Em tese, elas surgiram como uma tentativa de corrigir uma injustiça histórica " o desfavorecimento a negros e índios ", em meio a um sistema de educação pública de má qualidade. A Comissão de Constituição e Justiça do Senado deve votar, ainda neste mês, um projeto que propõe expandir esse sistema e criar reservas de vagas com critérios raciais e socioeconômicos nas universidades federais.

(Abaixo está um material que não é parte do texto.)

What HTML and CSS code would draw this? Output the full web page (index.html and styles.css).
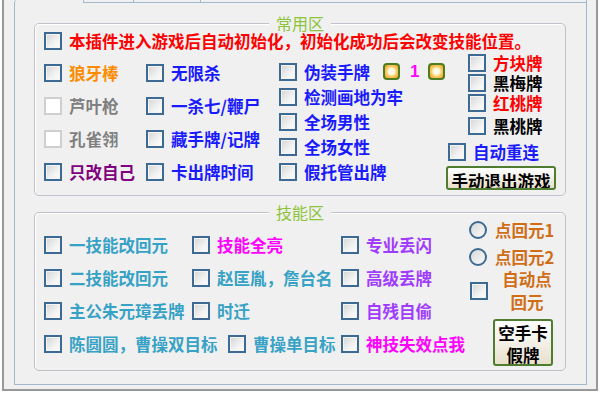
FILE: index.html
```html
<!DOCTYPE html>
<html lang="zh-CN">
<head>
    <meta charset="UTF-8">
    <meta name="viewport" content="width=device-width, initial-scale=1.0">
    <title>插件设置</title>
    <link rel="stylesheet" href="styles.css">
</head>
<body>
    <div class="window">
        <div class="tabs">
            <span class="tab tab-on"></span>
            <span class="tab tab-two"></span>
            <span class="tab tab-three"></span>
            <span class="tab tab-rest"></span>
        </div>
        <div class="page">
            <!-- 常用区 -->
            <div class="group group-common">
                <span class="group-title">常用区</span>
                <div class="opt red"><span class="box"></span>本插件进入游戏后自动初始化，初始化成功后会改变技能位置。</div>
                <div class="common-cols">
                    <div class="col col-wide">
                        <div class="opt orange"><span class="box"></span>狼牙棒</div>
                        <div class="opt gray"><span class="box box-off"></span>芦叶枪</div>
                        <div class="opt gray"><span class="box box-off"></span>孔雀翎</div>
                        <div class="opt purple"><span class="box"></span>只改自己</div>
                    </div>
                    <div class="col col-wide">
                        <div class="opt blue"><span class="box"></span>无限杀</div>
                        <div class="opt blue"><span class="box"></span>一杀七/鞭尸</div>
                        <div class="opt blue"><span class="box"></span>藏手牌/记牌</div>
                        <div class="opt blue"><span class="box"></span>卡出牌时间</div>
                    </div>
                    <div class="col col-mid">
                        <div class="opt blue"><span class="box"></span>伪装手牌<span class="pip"></span><span class="pip-num">1</span><span class="pip"></span></div>
                        <div class="opt blue"><span class="box"></span>检测画地为牢</div>
                        <div class="opt blue"><span class="box"></span>全场男性</div>
                        <div class="opt blue"><span class="box"></span>全场女性</div>
                        <div class="opt blue"><span class="box"></span>假托管出牌</div>
                    </div>
                    <div class="col col-cards">
                        <div class="opt card red"><span class="box"></span>方块牌</div>
                        <div class="opt card black"><span class="box"></span>黑梅牌</div>
                        <div class="opt card red"><span class="box"></span>红桃牌</div>
                        <div class="opt card card-last black"><span class="box"></span>黑桃牌</div>
                        <div class="opt reconnect blue"><span class="box"></span>自动重连</div>
                        <button class="btn btn-quit">手动退出游戏</button>
                    </div>
                </div>
            </div>

            <!-- 技能区 -->
            <div class="group group-skill">
                <span class="group-title">技能区</span>
                <div class="skill-rows">
                    <div class="row">
                        <div class="opt teal"><span class="box"></span>一技能改回元</div>
                        <div class="opt magenta"><span class="box"></span>技能全亮</div>
                        <div class="opt violet"><span class="box"></span>专业丢闪</div>
                    </div>
                    <div class="row">
                        <div class="opt teal"><span class="box"></span>二技能改回元</div>
                        <div class="opt teal"><span class="box"></span>赵匡胤，詹台名</div>
                        <div class="opt violet"><span class="box"></span>高级丢牌</div>
                    </div>
                    <div class="row">
                        <div class="opt teal"><span class="box"></span>主公朱元璋丢牌</div>
                        <div class="opt teal"><span class="box"></span>时迁</div>
                        <div class="opt violet"><span class="box"></span>自残自偷</div>
                    </div>
                    <div class="row row-last">
                        <div class="opt teal"><span class="box"></span>陈圆圆，曹操双目标</div>
                        <div class="opt teal"><span class="box"></span>曹操单目标</div>
                        <div class="opt magenta"><span class="box"></span>神技失效点我</div>
                    </div>
                </div>
                <div class="skill-side">
                    <div class="opt brown radio-row"><span class="dot"></span>点回元1</div>
                    <div class="opt brown radio-row radio-second"><span class="dot"></span>点回元2</div>
                    <div class="opt brown auto-row"><span class="box"></span><span class="auto-text">自动点<br>回元</span></div>
                    <button class="btn btn-empty">空手卡<br>假牌</button>
                </div>
            </div>
        </div>
    </div>
</body>
</html>
```

FILE: styles.css
```css
body {
    margin: 0;
    background: #fff;
    font-family: "Noto Sans CJK SC", "Noto Sans", sans-serif;
}
.window {
    box-sizing: border-box;
    width: 596px;
    height: 391px;
    margin-left: 2px;
    padding: 0 9px 0 10px;
    background: #f0f0f0;
    border: 2px solid #999;
    border-top: none;
}

/* tab strip, only the bottom of the tabs is visible */
.tabs {
    display: flex;
    height: 3px;
}
.tab {
    box-sizing: border-box;
    border-left: 1px solid #a3b8cc;
}
.tab-on {
    width: 69px;
    border-top-left-radius: 3px;
}
.tab-two {
    width: 50px;
    border-bottom: 1px solid #a3b8cc;
}
.tab-three {
    width: 67px;
    border-bottom: 1px solid #a3b8cc;
}
.tab-rest {
    flex: 1;
    border-bottom: 1px solid #a3b8cc;
    border-right: 1px solid #a3b8cc;
}
.page {
    box-sizing: border-box;
    height: 382px;
    border: 1px solid #a3b8cc;
    border-top: none;
    padding: 20px 0 0 19px;
}

/* group boxes */
.group {
    position: relative;
    box-sizing: border-box;
    width: 532px;
    border: 1px solid #c4bfc8;
    border-radius: 5px;
    box-shadow: inset 1px 1px 0 #fff;
    padding-left: 9px;
}
.group-common {
    height: 173px;
    padding-top: 7px;
}
.group-skill {
    height: 159px;
    margin-top: 16px;
    display: flex;
}
.group-title {
    position: absolute;
    top: -11px;
    left: 50%;
    transform: translateX(-50%);
    padding: 0 7px;
    background: #f0f0f0;
    color: #8dc43c;
    font-size: 16px;
    line-height: 20px;
}

/* check options */
.opt {
    display: flex;
    align-items: center;
    gap: 7px;
    height: 20px;
    font-size: 16.5px;
    font-weight: bold;
    line-height: 20px;
    white-space: nowrap;
}
.box {
    flex: none;
    box-sizing: border-box;
    width: 18px;
    height: 18px;
    border: 2px solid #3d6a93;
    background: linear-gradient(135deg, #d4d4d4, #f2f2f2 60%, #fdfdfd);
    box-shadow: inset 0 0 0 1px #f4f4f4;
}
.box-off {
    border-color: #cfcfcf;
    background: #fff;
    box-shadow: none;
}
.dot {
    flex: none;
    box-sizing: border-box;
    width: 18px;
    height: 18px;
    border: 2px solid #3d6a93;
    border-radius: 50%;
    background: linear-gradient(135deg, #d8d8d8, #fafafa);
}

.red { color: #ff0000; }
.orange { color: #ff8c00; }
.gray { color: #7f7f7f; }
.purple { color: #800080; }
.blue { color: #1a1aff; }
.black { color: #000; }
.teal { color: #37a2c6; }
.magenta { color: #ff00ff; }
.violet { color: #a03cff; }
.brown { color: #d06d16; }

/* 常用区 columns */
.common-cols {
    display: grid;
    grid-template-columns: 102px 133px 169px 1fr;
    margin-top: 2px;
}
.col-wide {
    padding-top: 3px;
}
.col-wide .opt {
    height: 33px;
}
.col-mid {
    padding-top: 6px;
}
.col-mid .opt {
    height: 25px;
}
.pip {
    flex: none;
    box-sizing: border-box;
    width: 17px;
    height: 17px;
    margin-left: 6px;
    border: 2px solid #4d7d22;
    border-radius: 4px;
    background: radial-gradient(circle, #fffbe9 30%, #f9cf6a 55%, #ee9a14);
}
.pip + .pip-num {
    margin-left: 3px;
}
.pip-num {
    color: #ff00ff;
    font-family: "Liberation Sans", sans-serif;
    font-size: 17px;
}
.pip-num + .pip {
    margin-left: 2px;
}
.card {
    margin-left: 20px;
}
.card-last {
    margin-top: 3px;
}
.reconnect {
    margin-top: 6px;
}

/* buttons */
.btn {
    display: block;
    box-sizing: border-box;
    padding: 0;
    border: 2px solid #4f7d30;
    border-radius: 3px;
    background: linear-gradient(#ffffff, #f5f2ec 45%, #e9dfcb);
    color: #000;
    font-family: inherit;
    font-size: 16.5px;
    font-weight: bold;
    text-align: center;
    overflow: hidden;
}
.btn-quit {
    width: 110px;
    height: 24px;
    margin: 4px 0 0 -2px;
    padding-top: 3px;
    line-height: 20px;
}
.btn-empty {
    width: 60px;
    height: 47px;
    margin: 5px 0 0 24px;
    padding-top: 1px;
    line-height: 22px;
}

/* 技能区 */
.skill-rows {
    width: 425px;
    padding-top: 15px;
}
.row {
    display: grid;
    grid-template-columns: 148px 149px auto;
    height: 33px;
    align-items: center;
}
.row-last {
    grid-template-columns: 184px 113px auto;
}
.skill-side {
    padding-top: 7px;
}
.radio-row {
    gap: 8px;
}
.radio-second {
    margin-top: 7px;
}
.auto-row {
    height: 46px;
    margin: 1px 0 0 1px;
    gap: 4px;
}
.auto-text {
    width: 70px;
    text-align: center;
    line-height: 23px;
}
```
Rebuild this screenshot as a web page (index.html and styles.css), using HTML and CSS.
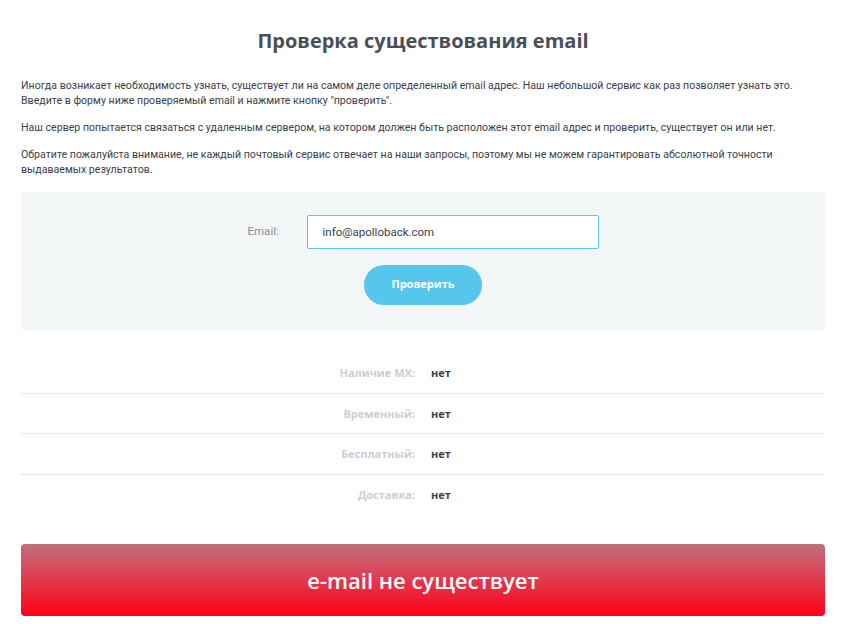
FILE: index.html
```html
<!DOCTYPE html>
<html lang="ru">
<head>
    <meta charset="UTF-8">
    <title>Проверка существования email</title>
    <link rel="stylesheet" href="styles.css">
</head>
<body>
    <div class="container">
        <h1 class="title">Проверка существования email</h1>

        <div class="intro">
            <p>Иногда возникает необходимость узнать, существует ли на самом деле определенный email адрес. Наш небольшой сервис как раз позволяет узнать это.<br>Введите в форму ниже проверяемый email и нажмите кнопку "проверить".</p>
            <p>Наш сервер попытается связаться с удаленным сервером, на котором должен быть расположен этот email адрес и проверить, существует он или нет.</p>
            <p>Обратите пожалуйста внимание, не каждый почтовый сервис отвечает на наши запросы, поэтому мы не можем гарантировать абсолютной точности выдаваемых результатов.</p>
        </div>

        <!-- Check form -->
        <form class="check-form">
            <div class="form-row">
                <label for="email">Email:</label>
                <input type="text" id="email" value="info@apolloback.com">
            </div>
            <button type="button" class="btn">Проверить</button>
        </form>

        <!-- Results -->
        <div class="results">
            <div class="result-row"><span class="result-label">Наличие MX:</span><span class="result-value">нет</span></div>
            <div class="result-row"><span class="result-label">Временный:</span><span class="result-value">нет</span></div>
            <div class="result-row"><span class="result-label">Бесплатный:</span><span class="result-value">нет</span></div>
            <div class="result-row"><span class="result-label">Доставка:</span><span class="result-value">нет</span></div>
        </div>

        <div class="verdict">e-mail не существует</div>
    </div>
</body>
</html>
```

FILE: styles.css
```css
* {
    margin: 0;
    padding: 0;
    box-sizing: border-box;
}

body {
    font-family: Roboto, 'Noto Sans', sans-serif;
    background: #fff;
    color: #3b4049;
}

.container {
    width: 804px;
    margin-left: 21px;
    padding-top: 27px;
}

.title {
    font-family: 'Open Sans', sans-serif;
    font-size: 20px;
    font-weight: 700;
    color: #4a4f57;
    text-align: center;
    line-height: 28px;
    margin-bottom: 23px;
}

.intro p {
    font-size: 10.6px;
    line-height: 15px;
    color: #3b4049;
    margin-bottom: 12px;
}

.intro p:last-child {
    margin-bottom: 13px;
}

.check-form {
    background: #f2f6f7;
    border-radius: 3px;
    margin-top: 15px;
    padding: 23px 0 25px;
    display: flex;
    flex-direction: column;
    align-items: center;
}

.form-row {
    display: flex;
    align-items: center;
    gap: 25px;
}

.form-row label {
    font-size: 11.5px;
    color: #8a8f96;
    width: 34px;
    margin-top: -2px;
}

.form-row input {
    width: 292px;
    height: 34px;
    border: 1px solid #5cc5ec;
    border-radius: 2px;
    padding: 0 15px;
    font-family: Roboto, sans-serif;
    font-size: 11.5px;
    color: #3b4049;
    background: #fff;
    outline: none;
}

.btn {
    margin-top: 16px;
    width: 118px;
    height: 40px;
    border: none;
    border-radius: 20px;
    background: #57c6ed;
    color: #fff;
    font-family: 'Open Sans', sans-serif;
    font-size: 11px;
    font-weight: 700;
    padding-bottom: 3px;
}

.results {
    margin-top: 23px;
}

.result-row {
    display: flex;
    align-items: center;
    height: 40.5px;
    border-bottom: 1px solid #e8e9eb;
    font-family: 'Open Sans', sans-serif;
    font-size: 11px;
    font-weight: 700;
}

.result-row:last-child {
    border-bottom: none;
}

.result-label {
    width: 394px;
    text-align: right;
    color: #c9ced4;
}

.result-value {
    margin-left: 16px;
    color: #3d424a;
}

.verdict {
    margin-top: 29px;
    height: 72px;
    border-radius: 4px;
    background: linear-gradient(to bottom, #c0707c 0%, #d84a5c 35%, #ff0016 100%);
    color: #fff;
    font-family: 'Open Sans', sans-serif;
    font-size: 22px;
    font-weight: 600;
    display: flex;
    align-items: center;
    justify-content: center;
}
```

Discutida como uma questão educacional, a instituição das cotas esconde seu real alcance para o país. Não se trata apenas de reparar injustiças contra estudantes negros ou índios. Se for aprovado na comissão e no plenário do Senado, o projeto criará a primeira lei racial do Brasil em 120 anos de história republicana. "A criação de cotas raciais não vai gerar problema para a universidade, mas para o país", afirma o geógrafo Demétrio Magnoli ele participa das discussões no Senado e escreve um livro sobre a questão racial.

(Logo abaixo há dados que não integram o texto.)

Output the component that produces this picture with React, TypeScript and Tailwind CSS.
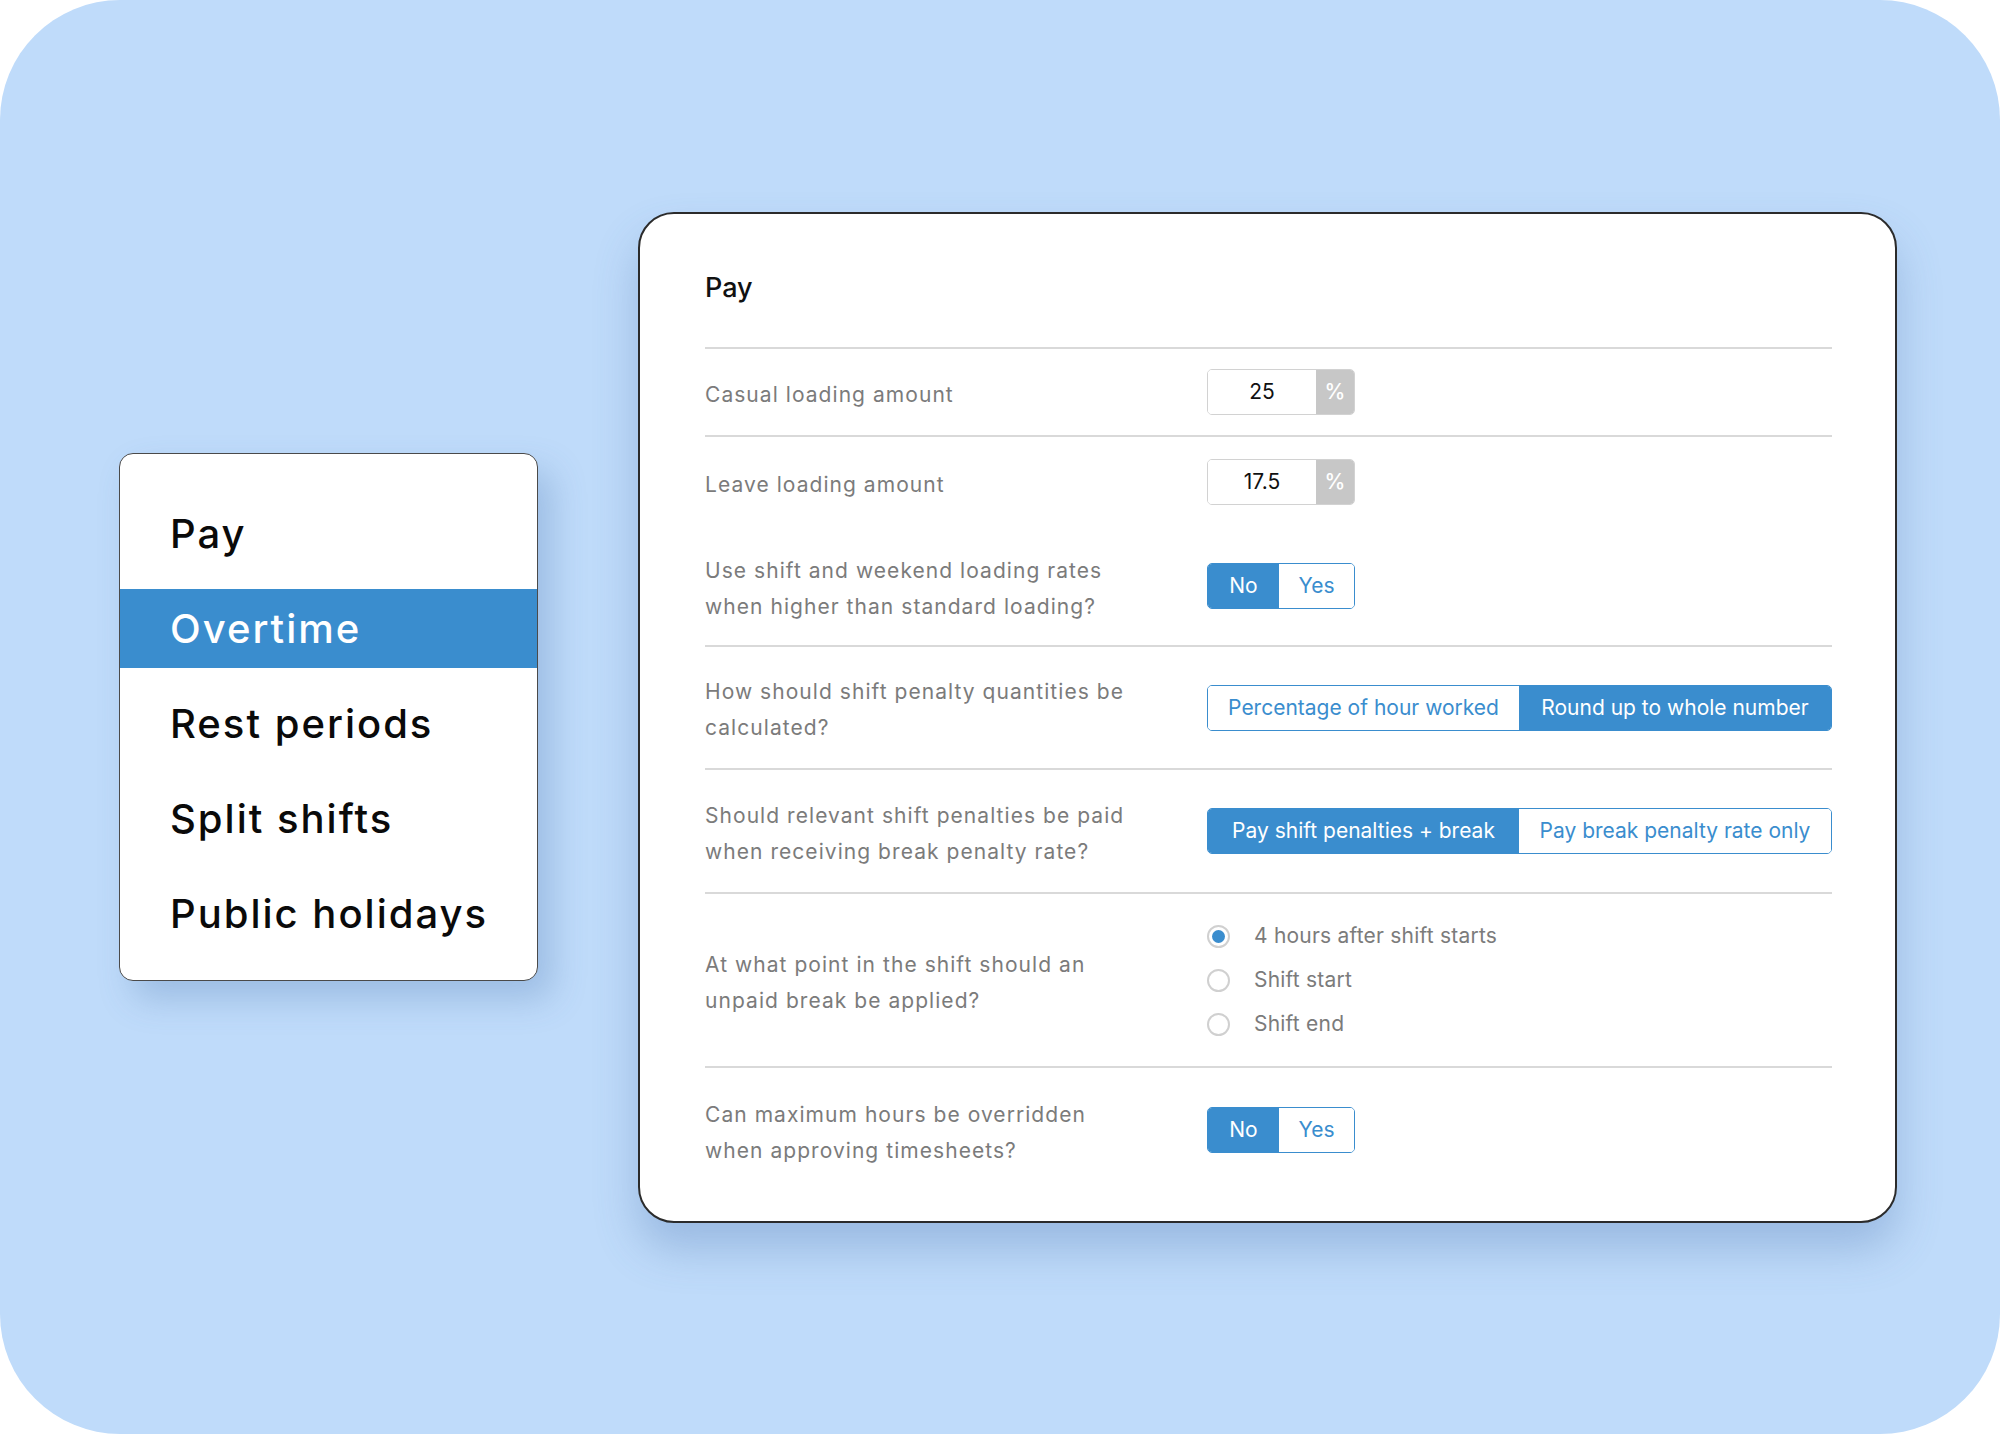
import React from "react";

const font = { fontFamily: "Inter, 'Noto Sans', 'Liberation Sans', sans-serif" };

function Divider() {
  return <div className="h-[2px] w-full bg-[#d9d9d9]" />;
}

function Label({ lines }: { lines: string[] }) {
  return (
    <div className="w-[502px] shrink-0 pt-[5px] text-[21px] leading-[36px] tracking-[0.05em] text-[#7b7b7b]">
      {lines.map((l, i) => (
        <div key={i}>{l}</div>
      ))}
    </div>
  );
}

function PercentInput({ value }: { value: string }) {
  return (
    <div className="flex h-[46px] w-[148px] overflow-hidden rounded-[5px] border border-[#d2d2d2]">
      <div className="flex w-[108px] items-center justify-center bg-white text-[21px] text-[#111]">{value}</div>
      <div className="flex flex-1 items-center justify-center bg-[#c7c7c7] text-[21px] font-medium text-white">%</div>
    </div>
  );
}

function Segmented({ options, selected, widths }: { options: string[]; selected: number; widths: string[] }) {
  return (
    <div className="flex h-[46px] overflow-hidden rounded-[5px] border border-[#3a8dce]">
      {options.map((o, i) => (
        <div
          key={o}
          className={
            "flex items-center justify-center text-[21px] " +
            widths[i] +
            " " +
            (i === selected ? "bg-[#3a8dce] text-white" : "bg-white text-[#3a8dce]")
          }
        >
          {o}
        </div>
      ))}
    </div>
  );
}

function Radio({ checked, label }: { checked?: boolean; label: string }) {
  return (
    <div className="flex h-[44px] items-center">
      <div className="flex h-[23px] w-[23px] items-center justify-center rounded-full border-2 border-[#d0d0d0] bg-white">
        {checked && <div className="h-[13px] w-[13px] rounded-full bg-[#3a8dce]" />}
      </div>
      <div className="ml-[24px] text-[21px] tracking-[0.01em] text-[#7b7b7b]">{label}</div>
    </div>
  );
}

export default function App() {
  const menu = ["Pay", "Overtime", "Rest periods", "Split shifts", "Public holidays"];
  return (
    <div className="h-[1434px] w-[2000px] bg-white" style={font}>
      <div className="flex h-[1434px] w-[2000px] items-start rounded-[120px] bg-[#bfdbfa] pl-[119px] pt-[212px]">
        {/* Left menu */}
        <div className="mt-[241px] flex w-[419px] shrink-0 flex-col gap-[16px] rounded-[14px] border border-[#4a4a4a] bg-white pb-[27px] pt-[40px] shadow-[14px_18px_34px_rgba(70,110,170,0.28)]">
          {menu.map((m) => (
            <div
              key={m}
              className={
                "flex h-[79px] items-center pl-[50px] text-[40px] font-medium tracking-[0.05em] " +
                (m === "Overtime" ? "bg-[#3a8dce] text-white" : "text-[#0a0a0a]")
              }
            >
              {m}
            </div>
          ))}
        </div>

        {/* Main panel */}
        <div className="ml-[100px] flex h-[1011px] w-[1259px] shrink-0 flex-col rounded-[36px] border-2 border-[#2b2b2b] bg-white pl-[65px] pr-[63px] shadow-[0_26px_44px_rgba(70,110,170,0.3)]">
          <div className="h-[133px] pt-[57px] text-[27px] font-medium leading-[34px] text-[#111]">Pay</div>
          <Divider />
          <div className="flex h-[86px] items-center">
            <Label lines={["Casual loading amount"]} />
            <PercentInput value="25" />
          </div>
          <Divider />
          <div className="flex h-[90px] items-center">
            <Label lines={["Leave loading amount"]} />
            <PercentInput value="17.5" />
          </div>
          <div className="flex h-[118px] items-center">
            <Label lines={["Use shift and weekend loading rates", "when higher than standard loading?"]} />
            <Segmented options={["No", "Yes"]} selected={0} widths={["w-[71px]", "w-[75px]"]} />
          </div>
          <Divider />
          <div className="flex h-[121px] items-center">
            <Label lines={["How should shift penalty quantities be", "calculated?"]} />
            <Segmented
              options={["Percentage of hour worked", "Round up to whole number"]}
              selected={1}
              widths={["w-[311px]", "w-[312px]"]}
            />
          </div>
          <Divider />
          <div className="flex h-[122px] items-center">
            <Label lines={["Should relevant shift penalties be paid", "when receiving break penalty rate?"]} />
            <Segmented
              options={["Pay shift penalties + break", "Pay break penalty rate only"]}
              selected={0}
              widths={["w-[311px]", "w-[312px]"]}
            />
          </div>
          <Divider />
          <div className="flex h-[172px] items-center">
            <Label lines={["At what point in the shift should an", "unpaid break be applied?"]} />
            <div className="flex flex-col">
              <Radio checked label="4 hours after shift starts" />
              <Radio label="Shift start" />
              <Radio label="Shift end" />
            </div>
          </div>
          <Divider />
          <div className="flex h-[124px] items-center">
            <Label lines={["Can maximum hours be overridden", "when approving timesheets?"]} />
            <Segmented options={["No", "Yes"]} selected={0} widths={["w-[71px]", "w-[75px]"]} />
          </div>
        </div>
      </div>
    </div>
  );
}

"A partir do momento em que o Estado cria a raça, passa a existir também o racismo." O projeto do Senado é confuso, resultado de dez anos de alterações e da inclusão de outras propostas, fundidas com a original. O texto prevê a reserva de 50% das vagas nas universidades e escolas militares e técnicas federais para alunos vindos de escolas públicas. Diz, então, que metade dessas vagas " ou seja, 25% do total " deve ser destinada a estudantes com renda familiar equivalente a até um salário mínimo e meio.
Mas diz também que a porção de vagas reservadas para estudantes de escolas públicas deve ser destinada a negros e indígenas. A distribuição seria feita mediante a proporção dessas etnias em cada Estado, segundo dados do Instituto Brasileiro de Geografia e Estatística (IBGE). O ministro da Educação, Fernando Haddad, afirma que é impossível aprovar o projeto como ele está redigido.
É fato que o Brasil conhece algumas formas de racismo. Negros costumam ser vítimas de discriminação, de preconceito velado, têm menos acesso a universidades e ao mercado de trabalho. São distorções graves, que merecem atenção. Mas a implantação das cotas é uma intervenção desajeitada num assunto delicado.
O Brasil não conhece as formas mais radicais e violentas de racismo. Somos essencialmente um país de mestiços, fruto da combinação entre europeus, índios e negros. De acordo com o IBGE, 49,7% dos brasileiros se declaram brancos, 42,6% se consideram pardos, mestiços, e 6,9% se dizem negros. A raiz da questão é que, como os Estados Unidos, o Brasil foi um país escravagista. Entre o início da colonização, em 1530, e a abolição, em 1888, milhões de negros escravos foram comprados na África por traficantes e vendidos no Brasil para trabalhar em fazendas e serviços domésticos.
O principal argumento dos militantes que fazem lobby pela aprovação das cotas raciais é que a herança da escravidão precisa ser reparada. Os negros brasileiros de hoje seriam descendentes dos escravos e, por isso, estariam muito atrás na corrida pelas oportunidades do mercado de trabalho. "As cotas têm de ser criadas porque os negros foram injustiçados", diz Frei David Raimundo dos Santos, da ONG Educafro, um dos mais ativos militantes pró-cotas. "Por causa dessa herança, até hoje quem vai à universidade é a classe média branca, não a população negra."